High Gasoline Prices Fuel K-12 Windfall
The following offers highlights of the recent legislative sessions. Precollegiate enrollment figures are based on fall 2004 data reported by state officials for public elementary and secondary schools. The figures for precollegiate education spending do not include federal flow-through funds, unless noted.
While most of the nation curses higher oil and gasoline prices, Alaskans reap the benefits, with new money flowing into the coffers of the petroleum-rich state.
Yet even as that new tax revenue helped legislators increase overall aid to schools, lawmakers angered many teachers and labor groups by approving a controversial change in Alaska’s retirement system for state employees and K-12 instructors.

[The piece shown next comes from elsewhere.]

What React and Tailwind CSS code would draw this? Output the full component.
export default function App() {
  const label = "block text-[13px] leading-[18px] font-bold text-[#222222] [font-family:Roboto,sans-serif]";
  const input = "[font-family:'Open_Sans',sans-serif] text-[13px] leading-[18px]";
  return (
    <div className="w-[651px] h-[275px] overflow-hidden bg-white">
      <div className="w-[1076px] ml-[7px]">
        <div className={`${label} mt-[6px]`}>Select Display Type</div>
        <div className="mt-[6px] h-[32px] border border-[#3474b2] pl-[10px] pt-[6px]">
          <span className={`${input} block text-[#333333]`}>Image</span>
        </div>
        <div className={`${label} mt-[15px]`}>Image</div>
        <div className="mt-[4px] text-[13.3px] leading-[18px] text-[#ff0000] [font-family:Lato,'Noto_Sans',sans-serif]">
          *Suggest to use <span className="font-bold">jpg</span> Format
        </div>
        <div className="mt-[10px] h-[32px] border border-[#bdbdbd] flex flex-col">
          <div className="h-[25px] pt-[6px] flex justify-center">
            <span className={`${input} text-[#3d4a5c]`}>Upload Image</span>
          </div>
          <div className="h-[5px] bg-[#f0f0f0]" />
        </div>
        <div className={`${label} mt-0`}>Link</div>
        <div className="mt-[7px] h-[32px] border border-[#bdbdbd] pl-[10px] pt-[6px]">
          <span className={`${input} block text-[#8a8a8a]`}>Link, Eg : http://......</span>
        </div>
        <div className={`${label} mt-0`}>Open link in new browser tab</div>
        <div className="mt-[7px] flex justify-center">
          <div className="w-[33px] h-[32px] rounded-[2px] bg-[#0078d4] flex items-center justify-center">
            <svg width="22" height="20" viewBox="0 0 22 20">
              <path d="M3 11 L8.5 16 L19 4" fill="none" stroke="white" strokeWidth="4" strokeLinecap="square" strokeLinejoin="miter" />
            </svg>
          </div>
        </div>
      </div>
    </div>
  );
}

The Republican-dominated legislature ended a special session in May after increasing school funding by 5 percent over the current fiscal year, to $849 million for fiscal 2006. The per-pupil portion of that school spending, increased by roughly $70 million, from $4,576 to $4,919—or 7.5 percent.
Much of the session’s most heated debate centered around the vote to change the state retirement system from a defined-benefit plan to a defined-contribution plan, for all public employees and teachers who begin work after July of next year.

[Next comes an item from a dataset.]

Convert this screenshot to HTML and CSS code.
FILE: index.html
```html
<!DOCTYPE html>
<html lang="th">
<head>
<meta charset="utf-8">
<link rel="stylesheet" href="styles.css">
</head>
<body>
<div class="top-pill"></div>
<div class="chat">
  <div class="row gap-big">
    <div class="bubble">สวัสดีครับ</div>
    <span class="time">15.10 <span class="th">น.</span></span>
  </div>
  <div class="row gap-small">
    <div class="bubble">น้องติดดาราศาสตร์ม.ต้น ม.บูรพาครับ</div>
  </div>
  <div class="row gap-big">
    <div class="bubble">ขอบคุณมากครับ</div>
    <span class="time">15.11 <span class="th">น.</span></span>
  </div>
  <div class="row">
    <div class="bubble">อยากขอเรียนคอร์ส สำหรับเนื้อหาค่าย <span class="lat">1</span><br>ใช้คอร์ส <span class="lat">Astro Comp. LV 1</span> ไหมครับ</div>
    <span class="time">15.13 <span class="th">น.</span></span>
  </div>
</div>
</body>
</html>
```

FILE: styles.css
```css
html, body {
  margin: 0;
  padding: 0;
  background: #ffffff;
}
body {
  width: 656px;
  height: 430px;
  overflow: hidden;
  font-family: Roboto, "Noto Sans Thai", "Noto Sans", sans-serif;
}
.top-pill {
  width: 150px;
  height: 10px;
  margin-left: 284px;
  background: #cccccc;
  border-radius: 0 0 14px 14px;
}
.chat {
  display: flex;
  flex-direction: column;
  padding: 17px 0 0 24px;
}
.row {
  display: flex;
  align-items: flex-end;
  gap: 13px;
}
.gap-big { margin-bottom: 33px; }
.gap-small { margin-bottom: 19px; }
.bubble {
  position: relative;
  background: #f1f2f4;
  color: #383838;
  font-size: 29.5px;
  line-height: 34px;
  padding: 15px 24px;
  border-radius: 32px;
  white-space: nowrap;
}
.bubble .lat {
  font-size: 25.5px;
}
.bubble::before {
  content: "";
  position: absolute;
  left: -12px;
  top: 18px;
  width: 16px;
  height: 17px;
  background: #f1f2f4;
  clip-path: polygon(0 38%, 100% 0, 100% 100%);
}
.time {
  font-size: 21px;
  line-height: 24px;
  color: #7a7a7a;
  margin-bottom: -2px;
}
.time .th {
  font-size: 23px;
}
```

Gov. Frank H. Murkowski, a Republican, and lawmakers who backed the switch argued that it would allow future employees potentially greater benefits by letting them put money into the new, stock-market-based system. They also say the change will help reduce costs to the state, which now has $5.7 billion worth of unfunded liability in its retirement systems. ("States Facing Fiscal Strain of Pensions," May 18, 2005.)
Opponents of the plan include the Alaska affiliate of the National Education Association, which says the change will result in less financial stability and higher costs for future K-12 instructors.